Para estudiar a los seres vivos, el biólogo trabaja en un lugar especialmente equipado que recibe el nombre de laboratorio. Entre sus elementos está el microscopio, que permite ver las estructuras de los microorganismos como las células y las bacterias, que por su tamaño escapan a nuestra vista.
El antecesor del microscopio son los lentes de aumento que empleaban los romanos.
El microscopio fue construido por los ópticos holandeses Hans y Zacharias Janssen hacia 1590.
En 1663, el científico inglés Robert Hooke descubrió la célula. Por medio de un primitivo microscopio y observando una fina lámina de corcho, notó que esta estaba formada por una gran cantidad de celdillas semejantes, como si fuera un panal de abejas. Si observamos cortes de cebolla, tejidos animales y plantas verdes a través de un microscopio, descubriremos una disposición semejante.
Robert Hooke
Hooke llamó a estas celdillas “células”, afirmando que se podían hallar en todos los vegetales.
En 1671, el médico italiano Marcello Malpighi repitió estas observaciones extendiéndolas a otros vegetales y animales. Tanto Hooke como Malpighi consideraron que las células eran la unidad elemental de los materiales vivos examinados, y que se agrupaban entre sí formando diversos tejidos.
Posteriormente, y gracias a la ayuda del microscopio, los científicos concluirían que tanto los animales como los vegetales están constituidos por millones de diminutas células, y poco después, que muchas enfermedades son causadas por organismos diminutos llamados bacterias y virus.
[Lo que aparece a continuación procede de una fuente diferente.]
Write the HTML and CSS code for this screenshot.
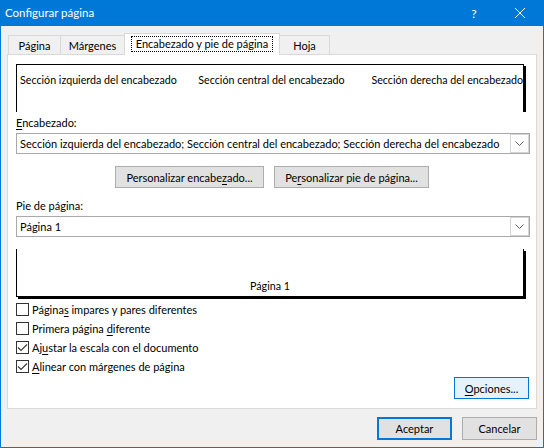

Los primeros microscopios sólo tenían una lente de aumento. En cambio los microscopios ópticos actuales utilizan distintos grupos de lentes. Los microscópios electrónicos son aún más potentes, ya que en vez de luz, utilizan un haz de electrones (partículas que forman parte del átomo), que permiten aumentar en un millón de veces los objetos observados.